Nella realtà odierna non è più necessario spingersi alla raccolta delle erbe per nutrirsi, ma il piacere nel procurarsi qualcosa di “naturale”, di scovarlo sul ciglio di un paesaggio incontaminato, soddisfa appieno quel desiderio di ritorno alle origini di cui l’uomo del presente ha sempre un più marcato desiderio.
Una passeggiata nei boschi a scovare funghi o a raccogliere erbe spontanee ci consente di riavvicinarci alla bellezza e alla ricchezza dell’ambiente e, con le dovute attenzioni, di preservarne la biodiversità, offrendoci l’opportunità di guardare con occhi diversi alla vegetazione che ci circonda e di viaggiare a ritroso nel tempo, immaginando chi prima di noi ha compiuto gli stessi gesti e provato la stessa soddisfazione per il suo pregiato raccolto.
Sono tante le piante ad uso alimentare entrate nella nostra dieta che meritano una attenzione speciale, nel Lazio in particolare i campi sono ancora ricchi di asparagina selvatica, di borragine, di finocchietto selvatico, cicorie e papaveri, ortiche e portulaca, crescione e tarassaco, amaranto e costa d’asino, che insieme a molte altre specie selvatiche si rivelano, oggi come allora, ottimi ingredienti per minestre, frittate, risotti, insalate crude e cotte utili per una sana e gustosa alimentazione.
Buone, belle e colorate, ricche di principi nutritivi, gratuite e altamente remunerative (il costo al dettaglio può oscillare tra i 10 e i 30 euro al kg) le erbe spontanee, così come i fiori eduli, sono ormai divenuti di moda, e non è la crisi il vero movente, piuttosto la voglia di tornare alla natura ed ai sapori autentici che spinge privati, negozi specializzati e ristoranti, ad una sempre più crescente ricerca e divulgazione.

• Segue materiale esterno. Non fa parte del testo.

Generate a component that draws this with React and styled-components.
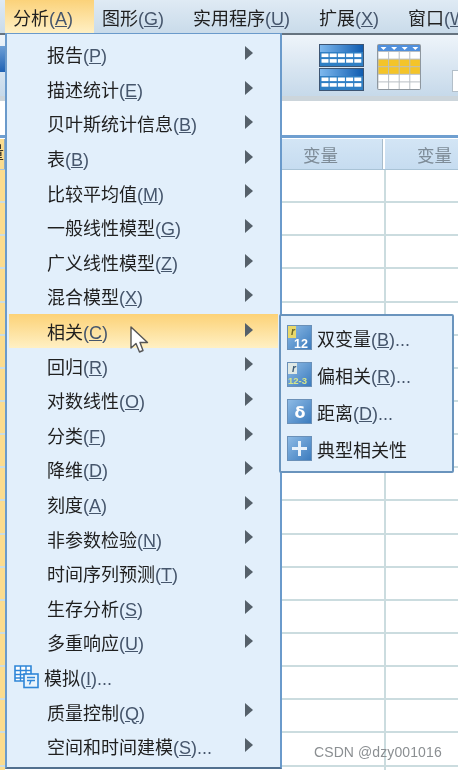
import React from 'react';
import styled, { createGlobalStyle } from 'styled-components';

const FONT = '"Liberation Sans", "Noto Sans CJK SC", sans-serif';

const GlobalStyle = createGlobalStyle`
  html, body { margin: 0; padding: 0; background: #fff; }
  body { font-family: ${FONT}; overflow: hidden; }
`;

const Page = styled.div`
  position: relative;
  width: 458px;
  height: 770px;
  overflow: hidden;
  background: #fff;
  filter: blur(0.55px);
`;

/* ---------- menu bar ---------- */
const MenuBar = styled.div`
  display: flex;
  height: 33px;
  padding-left: 5px;
  background: linear-gradient(#dfeaf4, #c9dbea);
  border-bottom: 2px solid #66737f;
  box-sizing: content-box;
`;

const BarItem = styled.div`
  display: flex;
  align-items: center;
  padding: 0 21px 0 8px;
  font-size: 18px;
  white-space: nowrap;
  color: #1f1f1f;
  background: ${p => (p.$active ? 'linear-gradient(#fbd27a, #fff0c4)' : 'none')};
`;

const Mnemonic = styled.span`
  color: #46566c;
`;

/* ---------- background window ---------- */
const Toolbar = styled.div`
  display: flex;
  gap: 13px;
  height: 61px;
  padding-top: 9px;
  box-sizing: border-box;
  background: linear-gradient(#eef4fa, #c6d9ea);
  svg { flex: none; }
`;

const ToolSliver = styled.div`
  flex: none;
  width: 5px;
  height: 26px;
  margin: 2px 301px 0 0;
  background: linear-gradient(#6d9fd6, #1f62b4);
`;

const ToolBox = styled.div`
  width: 12px;
  height: 20px;
  margin: 26px 0 0 17px;
  flex: none;
  background: #fff;
  border: 1px solid #b3bfc9;
`;

const Separator = styled.div`
  height: 5px;
  background: #ccd5db;
`;

const CellBar = styled.div`
  height: 34px;
  background: #fff;
  border-bottom: 3px solid #6f9fd0;
`;

const GridHead = styled.div`
  display: grid;
  grid-template-columns: 5px 376px 100px;
  gap: 0 2px;
  height: 30px;
  margin-top: 1px;
  border-bottom: 1px solid #a9c3d6;
  box-sizing: content-box;
`;

const HeadCorner = styled.div`
  background: #fbdc8e;
  border-right: 1px solid #8fa9bd;
  font-size: 17px;
  line-height: 30px;
  color: #3a3428;
  overflow: hidden;
  direction: rtl;
`;

const HeadCell = styled.div`
  display: flex;
  align-items: center;
  justify-content: center;
  padding-left: ${p => p.$inset || 0}px;
  font-size: 17.5px;
  color: #7e8c98;
  background: linear-gradient(#d3e5f5, #c6dcf0);
  border-right: 1px solid #a8bccb;
`;

const GridRow = styled.div`
  display: grid;
  grid-template-columns: 5px 381px 1fr;
  height: 33.15px;
  box-sizing: border-box;
  border-bottom: 2px solid #cbdcdf;
`;

const RowHead = styled.div`
  background: #fbdc8e;
`;

const Cell = styled.div`
  border-right: 2px solid #cbdcdf;
  &:last-child { border-right: none; }
`;

/* ---------- dropdown ---------- */
const Menu = styled.div`
  position: absolute;
  left: 5px;
  top: 33px;
  width: 277px;
  height: 736px;
  box-sizing: border-box;
  padding: 3px 2px 0;
  background: #e2effb;
  border: 2px solid #6a9acb;
  border-top-width: 1px;
  border-bottom-color: #52708f;
`;

const Item = styled.div`
  position: relative;
  display: flex;
  align-items: center;
  height: 34.6px;
  padding-left: ${p => (p.$icon ? '5px' : '38px')};
  font-size: 18px;
  white-space: nowrap;
  color: #1f1f1f;
  background: ${p => (p.$active ? 'linear-gradient(#fcd277, #fff0c4)' : 'none')};
`;

const Arrow = styled.span`
  position: absolute;
  left: 236px;
  top: 9px;
  width: 0;
  height: 0;
  border-left: 8px solid #55606a;
  border-top: 7px solid transparent;
  border-bottom: 7px solid transparent;
`;

const IconSlot = styled.span`
  display: flex;
  width: 25px;
  height: 25px;
  margin-right: 5px;
`;

const Pointer = styled.svg`
  position: absolute;
  left: 129px;
  top: 325px;
`;

/* ---------- submenu ---------- */
const SubMenu = styled.div`
  position: absolute;
  left: 279px;
  top: 314px;
  width: 175px;
  height: 159px;
  box-sizing: border-box;
  padding: 3px 0 0 6px;
  display: flex;
  flex-direction: column;
  background: #e2effb;
  border: 2px solid #6a94bd;
  border-radius: 2px;
`;

const SubItem = styled.div`
  display: flex;
  align-items: center;
  gap: 5px;
  height: 37px;
  font-size: 18px;
  white-space: nowrap;
  color: #1f1f1f;
`;

const Watermark = styled.div`
  position: absolute;
  left: 314px;
  top: 744px;
  font-size: 14px;
  letter-spacing: 0.1px;
  color: #8b8f92;
`;

/* ---------- icons ---------- */
function TableIcon({ y }) {
  const cells = [];
  for (let r = 0; r < 2; r++) {
    for (let c = 0; c < 5; c++) {
      cells.push(<rect key={`${r}-${c}`} x={2.5 + c * 8.2} y={y + 9.5 + r * 5.6} width={7} height={3.6} fill="#fff" />);
    }
  }
  return (
    <g>
      <rect x="0.5" y={y + 0.5} width="44" height="22" fill="#2f7fc4" stroke="#3d5573" />
      <rect x="1" y={y + 1} width="43" height="7" fill="url(#headBlue)" />
      {cells}
    </g>
  );
}

const DoubleTable = () => (
  <svg width="45" height="47" viewBox="0 0 45 47">
    <defs>
      <linearGradient id="headBlue" x1="0" x2="1" y1="0" y2="0">
        <stop offset="0" stopColor="#7db8ee" />
        <stop offset="1" stopColor="#0f5cb0" />
      </linearGradient>
    </defs>
    <TableIcon y={0} />
    <TableIcon y={24} />
  </svg>
);

const YellowTable = () => {
  const cells = [];
  for (let r = 0; r < 5; r++) {
    for (let c = 0; c < 4; c++) {
      const fill = r === 1 || r === 2 ? '#f4c429' : '#fff';
      cells.push(<rect key={`${r}-${c}`} x={1.5 + c * 10.6} y={8 + r * 7.6} width={9.6} height={6.6} fill={fill} />);
    }
  }
  return (
    <svg width="45" height="46" viewBox="0 0 45 46">
      <rect x="0.5" y="0.5" width="43" height="45" rx="1" fill="#b9bfc4" stroke="#8e979f" />
      <rect x="1" y="1" width="42" height="6" fill="#4f8fdc" />
      {[0, 1, 2, 3].map(i => (
        <path key={i} d={`M${3.5 + i * 10.6} 3 h6 l-3 3 z`} fill="#fff" />
      ))}
      {cells}
    </svg>
  );
};

const SimIcon = () => (
  <svg width="25" height="25" viewBox="0 0 25 25" fill="none">
    <path d="M1 2h16v15H1z" fill="#fff" stroke="#2f86d8" strokeWidth="1.6" />
    <path d="M1 6.500h16M1 10.500h16M1 14h10M6.500 2v15M12 2v9" stroke="#2f86d8" strokeWidth="1.4" />
    <rect x="10" y="10" width="14" height="13.500" fill="#e8f3fc" stroke="#2f86d8" strokeWidth="1.6" />
    <path d="M13 13.500h8M13 16.500h8M17 16.500l-1.500 4" stroke="#2f86d8" strokeWidth="1.4" />
  </svg>
);

const BlueTile = ({ id, children }) => (
  <svg width="25" height="25" viewBox="0 0 25 25">
    <defs>
      <linearGradient id={id} x1="0" x2="1" y1="0" y2="1">
        <stop offset="0" stopColor="#8fbce6" />
        <stop offset="1" stopColor="#3a7abd" />
      </linearGradient>
    </defs>
    <rect x="0.5" y="0.5" width="24" height="24" fill={`url(#${id})`} stroke="#6a90b8" />
    {children}
  </svg>
);

const PearsonIcon = () => (
  <BlueTile id="tileA">
    <rect x="1" y="1" width="8" height="12" fill="#e9d86a" />
    <text x="4" y="10" fontSize="10" fontStyle="italic" fontWeight="700" fill="#6b6628" fontFamily={FONT}>r</text>
    <text x="7" y="22.500" fontSize="12.500" fontWeight="700" fill="#fff" fontFamily={FONT}>12</text>
  </BlueTile>
);

const PartialIcon = () => (
  <BlueTile id="tileB">
    <rect x="1" y="1" width="9" height="11" fill="#dfe9e6" />
    <text x="5" y="10" fontSize="10" fontStyle="italic" fontWeight="700" fill="#3c5a75" fontFamily={FONT}>r</text>
    <text x="1" y="22" fontSize="9.500" fontWeight="700" fill="#d6e68a" fontFamily={FONT}>12-3</text>
  </BlueTile>
);

const DistanceIcon = () => (
  <BlueTile id="tileC">
    <text x="7.500" y="19" fontSize="16" fontWeight="700" fill="#fff" fontFamily="DejaVu Sans, sans-serif">δ</text>
  </BlueTile>
);

const CanonicalIcon = () => (
  <BlueTile id="tileD">
    <path d="M12.500 5v15M5 12.500h15" stroke="#e8f2fb" strokeWidth="3" />
  </BlueTile>
);

/* ---------- data ---------- */
const menuItems = [
  { name: '报告', key: 'P', sub: true },
  { name: '描述统计', key: 'E', sub: true },
  { name: '贝叶斯统计信息', key: 'B', sub: true },
  { name: '表', key: 'B', sub: true },
  { name: '比较平均值', key: 'M', sub: true },
  { name: '一般线性模型', key: 'G', sub: true },
  { name: '广义线性模型', key: 'Z', sub: true },
  { name: '混合模型', key: 'X', sub: true },
  { name: '相关', key: 'C', sub: true, active: true },
  { name: '回归', key: 'R', sub: true },
  { name: '对数线性', key: 'O', sub: true },
  { name: '分类', key: 'F', sub: true },
  { name: '降维', key: 'D', sub: true },
  { name: '刻度', key: 'A', sub: true },
  { name: '非参数检验', key: 'N', sub: true },
  { name: '时间序列预测', key: 'T', sub: true },
  { name: '生存分析', key: 'S', sub: true },
  { name: '多重响应', key: 'U', sub: true },
  { name: '模拟', key: 'I', dots: true, icon: true },
  { name: '质量控制', key: 'Q', sub: true },
  { name: '空间和时间建模', key: 'S', dots: true, sub: true },
];

const barItems = [
  { name: '分析', key: 'A', active: true },
  { name: '图形', key: 'G' },
  { name: '实用程序', key: 'U' },
  { name: '扩展', key: 'X' },
  { name: '窗口', key: 'W' },
];

const subItems = [
  { name: '双变量', key: 'B', dots: true, Icon: PearsonIcon },
  { name: '偏相关', key: 'R', dots: true, Icon: PartialIcon },
  { name: '距离', key: 'D', dots: true, Icon: DistanceIcon },
  { name: '典型相关性', Icon: CanonicalIcon },
];

function Label({ name, hotkey, dots }) {
  return (
    <span>
      {name}
      {hotkey && <Mnemonic>(<u>{hotkey}</u>){dots ? '...' : ''}</Mnemonic>}
    </span>
  );
}

export default function App() {
  return (
    <Page>
      <GlobalStyle />
      <MenuBar>
        {barItems.map(b => (
          <BarItem key={b.name} $active={b.active}>
            <Label name={b.name} hotkey={b.key} />
          </BarItem>
        ))}
      </MenuBar>
      <Toolbar>
        <ToolSliver />
        <DoubleTable />
        <YellowTable />
        <ToolBox />
      </Toolbar>
      <Separator />
      <CellBar />
      <GridHead>
        <HeadCorner>量</HeadCorner>
        <HeadCell $inset={252}>变量</HeadCell>
        <HeadCell>变量</HeadCell>
      </GridHead>
      {Array.from({ length: 19 }).map((_, i) => (
        <GridRow key={i}>
          <RowHead />
          <Cell />
          <Cell />
        </GridRow>
      ))}

      <Menu>
        {menuItems.map(m => (
          <Item key={m.name} $active={m.active} $icon={m.icon}>
            {m.icon && <IconSlot><SimIcon /></IconSlot>}
            <Label name={m.name} hotkey={m.key} dots={m.dots} />
            {m.sub && <Arrow />}
          </Item>
        ))}
      </Menu>

      <SubMenu>
        {subItems.map(({ name, key, dots, Icon }) => (
          <SubItem key={name}>
            <Icon />
            <Label name={name} hotkey={key} dots={dots} />
          </SubItem>
        ))}
      </SubMenu>

      <Pointer width="20" height="30" viewBox="0 0 20 30">
        <path d="M2 2 L2 23 L7 18.500 L10.500 27 L14 25.500 L11 17.500 L18.500 17.500 Z" fill="#fff" stroke="#555" strokeWidth="1.4" strokeLinejoin="round" />
      </Pointer>

      <Watermark>CSDN @dzy001016</Watermark>
    </Page>
  );
}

E mentre nascono dall’intuito di agricoltori e associazioni corsi più o meno professionali di riconoscimento di queste preziose erbe, anche l’innovazione tecnologica contribuisce a soddisfare tale desiderio di informazione, mettendo sulle piattaforme web modernissime App in grado di riconoscere con il semplice gesto di scattare una foto ogni tipo di pianta, mettendo bene in guardia il novello raccoglitore dalle specie “sosia”, erbe del tutto simili alle spontanee commestibili, ma per loro natura tossiche e pericolose.
Non c’è nulla da stupirsi quindi se durante una passeggiata nel parco sotto casa si incrocia lo sguardo di una signora intenta a fotografare, annusare e poi raccogliere un fiorellino di tarassaco da aggiungere all’insalata, o se in una serata mondana per le vie del centro ci viene servito un cocktail impreziosito dai teneri fiori blu della borragine. Via libera dunque alla ricerca sapiente di erbette e fiori buoni, non solo per stupire i nostri ospiti, ma per curare, nutrire, coccolare corpo e anima con i preziosi doni che la natura ci regala.